Courts in Michigan, Iowa and Mississippi have ruled that the ban applies to previously sentenced juveniles. The Department of Justice takes that position as well. Yet the Minnesota Supreme Court and one federal appeals court have taken the opposite view.

On Sept. 4, the Louisiana Supreme Court took on this question in the case of Darryl Tate, who was 17 when he held up two men and killed one of them in 1981. Mr. Tate’s lawyers argue that he is entitled to a new sentencing hearing under the Miller rule, because the United States Supreme Court allowed such a rehearing in another juvenile life-without-parole case decided at the same time as Miller.

Critics fear that allowing resentencing would increase violent crime. But courts may still impose life without parole, provided that the judge first gives proper consideration to the mitigating effects of youth. The Alabama Supreme Court set out guidelines last week that require a court to consider 14 factors, including a defendant’s age, emotional maturity, family environment and potential for rehabilitation before issuing such a sentence.

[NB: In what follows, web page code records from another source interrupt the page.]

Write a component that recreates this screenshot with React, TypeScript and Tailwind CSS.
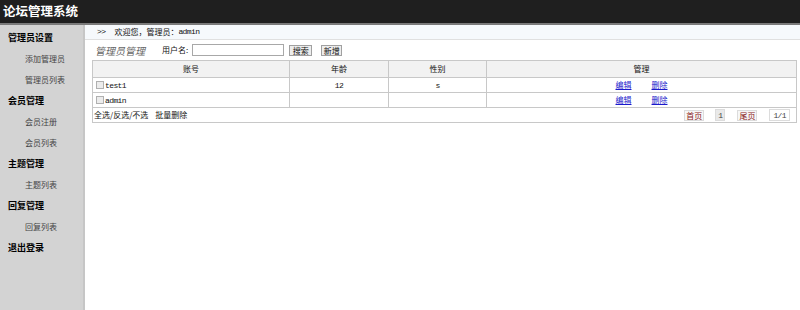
import React from 'react';

const font = { fontFamily: '"Noto Sans CJK SC", "Liberation Sans", sans-serif' };
const mono = { fontFamily: '"Liberation Mono", monospace' };

const menu = [
  { title: '管理员设置', items: ['添加管理员', '管理员列表'] },
  { title: '会员管理', items: ['会员注册', '会员列表'] },
  { title: '主题管理', items: ['主题列表'] },
  { title: '回复管理', items: ['回复列表'] },
  { title: '退出登录', items: [] },
];

const rows = [
  { name: 'test1', age: '12', sex: 's' },
  { name: 'admin', age: '', sex: '' },
];

// latin text in the old page is narrow half-width
function Latin({ children }: { children: React.ReactNode }) {
  return (
    <span className="tracking-[-0.6px]" style={mono}>
      {children}
    </span>
  );
}

function Checkbox() {
  return <span className="inline-block w-[8px] h-[8px] border border-[#b0b0b0] bg-[#ececec] mr-[1px] align-[-1px]" />;
}

export default function App() {
  return (
    <div className="w-[800px] h-[310px] flex flex-col bg-white text-[8px] text-[#111]" style={font}>
      <div className="h-[25px] shrink-0 bg-[#1f1f1f] border-b-2 border-[#7a7a7a] flex items-center pl-[3px]">
        <span className="text-white font-bold text-[12.5px]">论坛管理系统</span>
      </div>
      <div className="flex flex-1">
        <div className="w-[85px] shrink-0 bg-[#d3d3d3] border-r-2 border-[#c6c6c6] pt-[2px]">
          {menu.map((m) => (
            <div key={m.title}>
              <div className="h-[21px] flex items-center pl-[8px] font-bold text-[9px] text-[#000]">{m.title}</div>
              {m.items.map((i) => (
                <div key={i} className="h-[21px] flex items-center pl-[25px] text-[#444]">
                  {i}
                </div>
              ))}
            </div>
          ))}
        </div>
        <div className="flex-1 flex flex-col">
          <div className="h-[15px] bg-[#f6f9fc] border-b border-[#e0e0e0] flex items-center pl-[12px]">
            <Latin>&gt;&gt;</Latin>
            <span className="ml-[9px]">欢迎您，管理员：</span>
            <Latin>admin</Latin>
          </div>
          <div className="pl-[7px] pr-[3px]">
            <div className="h-[20px] flex items-center">
              <span className="italic text-[10px] text-[#666] ml-[3px] w-[67px]" style={{ fontFamily: '"Noto Sans CJK SC", serif' }}>
                管理员管理
              </span>
              <span>用户名:</span>
              <input className="ml-[4px] w-[92px] h-[12px] border border-[#a8a8a8] bg-white" />
              <button className="ml-[5px] h-[11px] w-[23px] text-[8px] leading-[9px] border border-[#a0a0a0] bg-[#ededed]">搜索</button>
              <button className="ml-[9px] h-[11px] w-[21px] text-[8px] leading-[9px] border border-[#a0a0a0] bg-[#ededed]">新增</button>
            </div>
            <table className="w-full border-collapse border border-[#c8c8c8]">
              <thead>
                <tr className="h-[17px] bg-[#f2f2f2]">
                  <th className="w-[197px] border border-[#c8c8c8] font-normal">账号</th>
                  <th className="w-[99px] border border-[#c8c8c8] font-normal">年龄</th>
                  <th className="w-[98px] border border-[#c8c8c8] font-normal">性别</th>
                  <th className="border border-[#c8c8c8] font-normal">管理</th>
                </tr>
              </thead>
              <tbody>
                {rows.map((r) => (
                  <tr key={r.name} className="h-[15px]">
                    <td className="border border-[#c8c8c8] pl-[3px]">
                      <Checkbox />
                      <Latin>{r.name}</Latin>
                    </td>
                    <td className="border border-[#c8c8c8] text-center">
                      <Latin>{r.age}</Latin>
                    </td>
                    <td className="border border-[#c8c8c8] text-center">
                      <Latin>{r.sex}</Latin>
                    </td>
                    <td className="border border-[#c8c8c8] text-center">
                      <a className="text-[#1a1acc] underline mr-[20px]">编辑</a>
                      <a className="text-[#1a1acc] underline">删除</a>
                    </td>
                  </tr>
                ))}
                <tr className="h-[15px]">
                  <td colSpan={4} className="border border-[#c8c8c8] pl-[1px]">
                    <div className="flex items-center">
                      <span className="text-[#111]">全选/反选/不选</span>
                      <span className="ml-[7px] text-[#111]">批量删除</span>
                      <div className="ml-auto flex items-center pr-[6px] text-[#8a1a1a]">
                        <span className="border border-[#dcdcdc] bg-[#f7f7f7] px-[1px] leading-[9px]">首页</span>
                        <span className="ml-[11px] border border-[#dcdcdc] bg-[#e9e9e9] px-[2px] leading-[9px] text-[#444]">
                          <Latin>1</Latin>
                        </span>
                        <span className="ml-[12px] border border-[#dcdcdc] bg-[#f7f7f7] px-[1px] leading-[9px]">尾页</span>
                        <span className="ml-[12px] border border-[#dcdcdc] bg-white px-[3px] leading-[9px] text-[#444]">
                          <Latin>1/1</Latin>
                        </span>
                      </div>
                    </div>
                  </td>
                </tr>
              </tbody>
            </table>
          </div>
        </div>
      </div>
    </div>
  );
}
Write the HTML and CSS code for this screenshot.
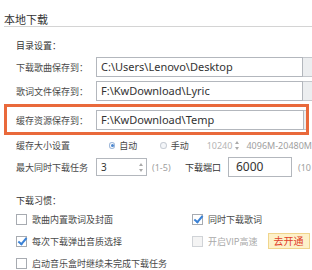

Ideally, life without parole would never be a sentencing option for juveniles. The Supreme Court’s own logic suggests this, even if it was not willing to go that far. After the Miller case, three states entirely eliminated juvenile life without parole, joining six other states that had already banned the sentence, and lawsuits on the retroactivity issue are pending in several states. As lawmakers and courts deal with this issue, they should remember — as the Supreme Court has declared — that adolescents are not adults, and that principle should apply regardless of the date of a conviction.

This editorial hits the nail on the head. Children are different; it is common sense. They continue to mature and can change in ways that adults may not be able to. Hopefully many of the lawsuits currently pending will result in states opening up their courts to retroactive sentencing hearings for prisoners sentenced to mandatory life without parole as juveniles.